Konflik selalu lahir dari sebab yang kompleks dan diliputi oleh banyak faktor
dan kepentingan. Dan jika melihat peta konflik Suriah yang terjadi, terlalu
sederhana (simplikatif) untuk menyatakan bahwa konflik tersebut tirani versus
demokrasi, atau apalagi berlatar belakang teologis: perseteruan antara Sunni
dan Syiah. Karena sejarah Suriah adalah harmoni antar sekte dan umat beragama.

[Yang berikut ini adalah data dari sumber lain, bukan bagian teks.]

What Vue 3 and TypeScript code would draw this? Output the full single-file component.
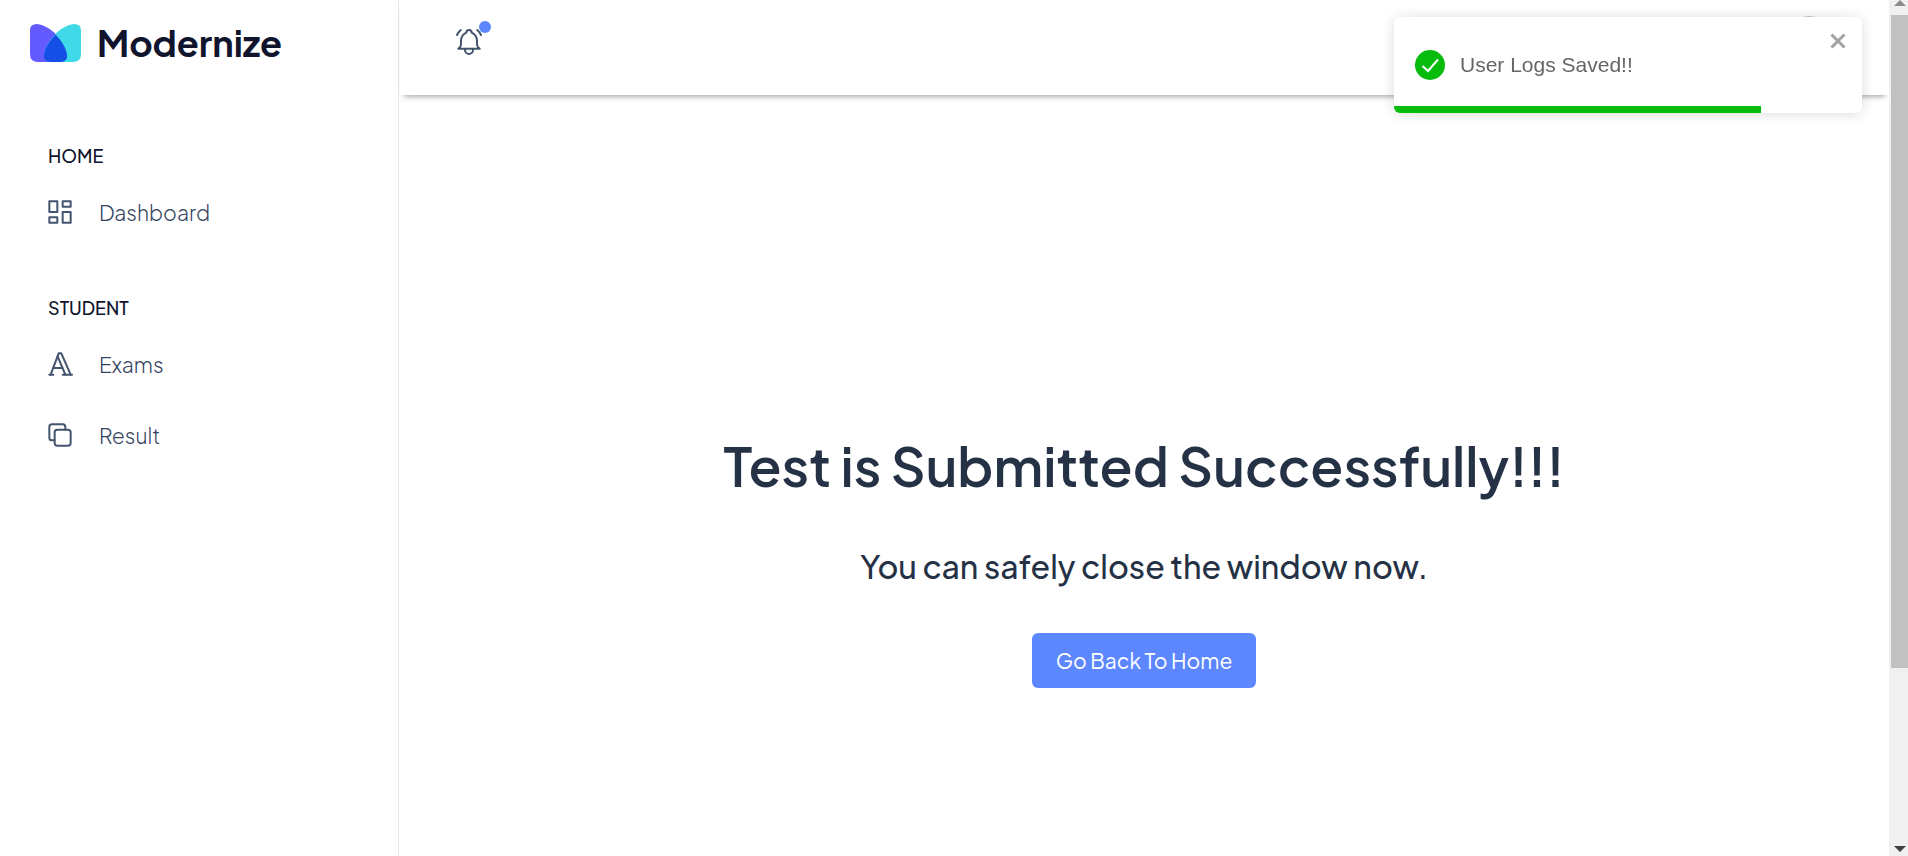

Itu pula yang saya rasakan selama hidup di sana.
Ada empat
faktor yang terlibat dalam sebuah konflik, yaitu triggers (pemicu), pivotal
(akar), mobilizing (peran pemimpin) dan aggravating (faktor yang memperburuk
atau memperuncing situasi konflik). Untuk mengetahui keempat faktor tersebut
diperlukan sebuah analisis berupa kajian sistematis terhadap profil,
sebab-sebab, aktor, dan dinamika konflik. Klasifikasi faktor juga bisa
dilakukan dengan melihat yang primer, sekunder dan tersier.
Intinya,
secara global faktor penyebab konflik Suriah bisa dipetakan dalam dua hal:
1. Masalah
internal (dalam negeri) Suriah, berupa terbatasnya kesempatan
pergerakan/mobilitas sosial dan politik, kesenjangan, korupsi, dan represi
aparat keamanan, serta tuntutan reformasi atas rezim klan Assad yang telah
berkuasa selama 40 tahun. Anehnya, tuntutan reformasi ini tidak terjadi di
delapan negara monarki yang juga tergabung dalam liga Arab yang tidak lebih
demokratis. Jadi sejatinya yang terakhir ini tidak cukup kuat.
Sementara
dari sisi ekonomi, di balik koalisi Barat dan sekutu Arab, serta Turki terdapat
kepentingan untuk mengeksploitasi cadangan minyak, di samping gas, dengan
ketebalan sekitar 350 meter, berkali lipat rata-rata ketebalan kandungan minyak
dunia yang hanya sekitar 10-20 meter di tanah milik Suriah. Sumber ini berisi
miliaran barel yang kandungannya dapat membuat negara mana pun menjadi pemain
minyak penting.
Dengan
demikian, mengacu pada penjelasan singkat tersebut, di balik kompleksitas
masalah domestik Suriah, kita bisa mengetahui adanya eksistensi negara-negara
yang berkepentingan mengobarkan api peperangan di Suriah.